*TASK DIRECTIONS:* Copy, in full, each line of the material that holds the word "page".

[Start of RECORDED DATA]

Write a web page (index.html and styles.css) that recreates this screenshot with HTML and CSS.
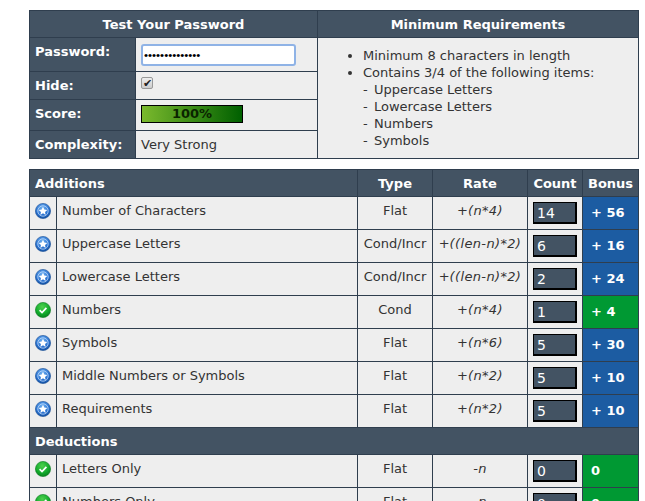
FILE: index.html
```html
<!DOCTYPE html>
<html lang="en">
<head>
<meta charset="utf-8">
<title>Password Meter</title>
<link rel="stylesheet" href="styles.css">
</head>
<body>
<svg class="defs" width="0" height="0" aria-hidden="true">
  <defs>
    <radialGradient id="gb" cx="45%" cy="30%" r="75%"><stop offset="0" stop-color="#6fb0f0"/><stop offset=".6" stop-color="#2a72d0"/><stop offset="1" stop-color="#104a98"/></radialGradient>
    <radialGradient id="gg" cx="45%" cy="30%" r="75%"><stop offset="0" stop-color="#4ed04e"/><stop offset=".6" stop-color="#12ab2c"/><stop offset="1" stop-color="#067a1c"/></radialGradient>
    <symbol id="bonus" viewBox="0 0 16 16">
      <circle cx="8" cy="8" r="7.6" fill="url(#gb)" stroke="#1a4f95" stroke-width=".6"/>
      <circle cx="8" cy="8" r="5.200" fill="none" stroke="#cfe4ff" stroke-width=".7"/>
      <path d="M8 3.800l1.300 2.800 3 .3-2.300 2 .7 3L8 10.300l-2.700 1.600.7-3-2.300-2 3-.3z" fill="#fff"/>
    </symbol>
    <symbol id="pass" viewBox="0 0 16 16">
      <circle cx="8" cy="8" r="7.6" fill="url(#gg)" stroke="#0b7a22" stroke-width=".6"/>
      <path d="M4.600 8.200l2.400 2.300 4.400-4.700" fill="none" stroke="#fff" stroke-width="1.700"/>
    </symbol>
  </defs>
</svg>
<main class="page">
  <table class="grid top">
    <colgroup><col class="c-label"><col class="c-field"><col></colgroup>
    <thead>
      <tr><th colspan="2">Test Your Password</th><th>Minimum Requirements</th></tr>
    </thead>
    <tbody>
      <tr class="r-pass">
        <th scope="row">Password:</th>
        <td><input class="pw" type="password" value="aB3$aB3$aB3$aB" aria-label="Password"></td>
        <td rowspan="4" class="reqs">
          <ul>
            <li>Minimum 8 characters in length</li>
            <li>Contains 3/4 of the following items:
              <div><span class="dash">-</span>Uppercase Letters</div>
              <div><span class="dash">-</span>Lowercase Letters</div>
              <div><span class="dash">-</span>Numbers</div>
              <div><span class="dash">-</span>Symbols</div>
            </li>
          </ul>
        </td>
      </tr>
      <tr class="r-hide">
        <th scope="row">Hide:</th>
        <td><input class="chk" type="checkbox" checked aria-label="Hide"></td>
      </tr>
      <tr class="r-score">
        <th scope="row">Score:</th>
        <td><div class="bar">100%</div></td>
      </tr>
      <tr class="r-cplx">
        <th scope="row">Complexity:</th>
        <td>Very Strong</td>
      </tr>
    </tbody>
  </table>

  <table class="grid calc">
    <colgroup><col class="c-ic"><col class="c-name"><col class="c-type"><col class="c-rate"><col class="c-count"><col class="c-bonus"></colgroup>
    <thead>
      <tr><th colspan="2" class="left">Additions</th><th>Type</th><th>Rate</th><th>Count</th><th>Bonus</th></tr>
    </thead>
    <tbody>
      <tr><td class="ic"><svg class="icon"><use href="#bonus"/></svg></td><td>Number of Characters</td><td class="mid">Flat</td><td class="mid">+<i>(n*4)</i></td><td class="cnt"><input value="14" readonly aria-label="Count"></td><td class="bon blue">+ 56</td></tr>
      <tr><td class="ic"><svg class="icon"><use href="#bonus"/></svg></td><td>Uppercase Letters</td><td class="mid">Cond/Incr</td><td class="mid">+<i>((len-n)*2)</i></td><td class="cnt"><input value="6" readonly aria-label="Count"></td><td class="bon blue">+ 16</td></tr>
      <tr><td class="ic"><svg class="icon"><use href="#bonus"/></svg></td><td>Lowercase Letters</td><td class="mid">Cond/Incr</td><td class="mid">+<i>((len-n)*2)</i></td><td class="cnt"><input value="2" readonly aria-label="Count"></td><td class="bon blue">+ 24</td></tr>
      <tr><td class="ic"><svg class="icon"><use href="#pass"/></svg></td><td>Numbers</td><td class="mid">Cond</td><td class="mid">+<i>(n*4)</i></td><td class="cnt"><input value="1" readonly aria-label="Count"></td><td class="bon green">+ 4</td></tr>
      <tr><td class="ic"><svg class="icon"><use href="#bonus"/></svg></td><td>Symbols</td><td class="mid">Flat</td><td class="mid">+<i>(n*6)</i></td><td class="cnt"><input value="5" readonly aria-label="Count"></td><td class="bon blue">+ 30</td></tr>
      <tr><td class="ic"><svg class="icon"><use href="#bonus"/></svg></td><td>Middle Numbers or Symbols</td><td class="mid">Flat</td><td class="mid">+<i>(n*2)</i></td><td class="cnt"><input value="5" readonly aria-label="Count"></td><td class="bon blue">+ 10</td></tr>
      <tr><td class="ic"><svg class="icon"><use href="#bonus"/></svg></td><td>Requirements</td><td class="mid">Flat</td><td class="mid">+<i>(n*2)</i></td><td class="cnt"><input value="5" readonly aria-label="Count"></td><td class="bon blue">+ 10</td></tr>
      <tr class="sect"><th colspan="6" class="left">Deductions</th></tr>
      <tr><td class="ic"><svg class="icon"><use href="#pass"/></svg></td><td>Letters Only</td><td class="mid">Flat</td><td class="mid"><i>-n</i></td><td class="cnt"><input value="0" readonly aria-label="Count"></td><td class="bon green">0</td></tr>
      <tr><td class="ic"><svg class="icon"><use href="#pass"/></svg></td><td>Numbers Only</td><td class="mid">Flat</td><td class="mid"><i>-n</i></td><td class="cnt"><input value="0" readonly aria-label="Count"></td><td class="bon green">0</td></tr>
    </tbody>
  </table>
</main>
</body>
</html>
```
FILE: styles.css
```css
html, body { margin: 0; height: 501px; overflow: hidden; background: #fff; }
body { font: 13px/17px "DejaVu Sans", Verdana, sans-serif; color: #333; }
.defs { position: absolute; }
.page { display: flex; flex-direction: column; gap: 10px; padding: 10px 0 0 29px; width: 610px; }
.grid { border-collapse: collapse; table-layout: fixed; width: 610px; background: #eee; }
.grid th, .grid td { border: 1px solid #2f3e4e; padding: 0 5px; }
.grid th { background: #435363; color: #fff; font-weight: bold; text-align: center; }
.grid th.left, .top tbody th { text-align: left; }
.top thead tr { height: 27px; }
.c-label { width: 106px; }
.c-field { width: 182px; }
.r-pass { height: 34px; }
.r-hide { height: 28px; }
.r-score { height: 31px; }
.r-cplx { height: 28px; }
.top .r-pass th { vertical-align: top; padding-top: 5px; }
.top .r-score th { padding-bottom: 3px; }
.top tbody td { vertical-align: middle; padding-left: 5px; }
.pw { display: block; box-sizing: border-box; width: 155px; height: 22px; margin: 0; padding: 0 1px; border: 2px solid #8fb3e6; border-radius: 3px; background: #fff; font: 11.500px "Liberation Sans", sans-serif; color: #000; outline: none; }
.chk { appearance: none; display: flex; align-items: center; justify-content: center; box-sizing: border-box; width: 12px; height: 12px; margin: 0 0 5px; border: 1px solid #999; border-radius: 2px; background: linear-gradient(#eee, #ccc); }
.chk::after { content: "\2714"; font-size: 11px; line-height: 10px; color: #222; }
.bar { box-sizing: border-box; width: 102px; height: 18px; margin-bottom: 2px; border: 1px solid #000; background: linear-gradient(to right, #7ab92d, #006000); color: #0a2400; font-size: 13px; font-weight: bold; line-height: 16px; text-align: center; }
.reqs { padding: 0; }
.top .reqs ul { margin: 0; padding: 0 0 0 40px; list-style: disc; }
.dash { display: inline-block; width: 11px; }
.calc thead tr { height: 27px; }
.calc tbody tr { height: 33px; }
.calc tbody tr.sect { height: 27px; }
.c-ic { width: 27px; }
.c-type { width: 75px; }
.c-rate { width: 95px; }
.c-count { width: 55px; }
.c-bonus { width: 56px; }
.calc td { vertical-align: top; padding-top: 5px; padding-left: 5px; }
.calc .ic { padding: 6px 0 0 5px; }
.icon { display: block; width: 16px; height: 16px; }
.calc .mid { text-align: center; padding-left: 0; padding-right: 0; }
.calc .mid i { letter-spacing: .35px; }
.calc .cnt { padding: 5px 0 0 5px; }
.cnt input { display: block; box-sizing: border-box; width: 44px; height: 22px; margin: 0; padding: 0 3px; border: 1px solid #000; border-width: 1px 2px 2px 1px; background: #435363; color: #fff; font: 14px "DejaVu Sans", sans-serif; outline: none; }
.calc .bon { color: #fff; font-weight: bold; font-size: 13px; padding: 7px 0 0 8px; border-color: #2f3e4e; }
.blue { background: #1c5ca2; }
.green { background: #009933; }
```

[End of RECORDED DATA]

*FINAL ANSWER:*
Write a web page (index.html and styles.css) that recreates this screenshot with HTML and CSS.
<main class="page">
.page { display: flex; flex-direction: column; gap: 10px; padding: 10px 0 0 29px; width: 610px; }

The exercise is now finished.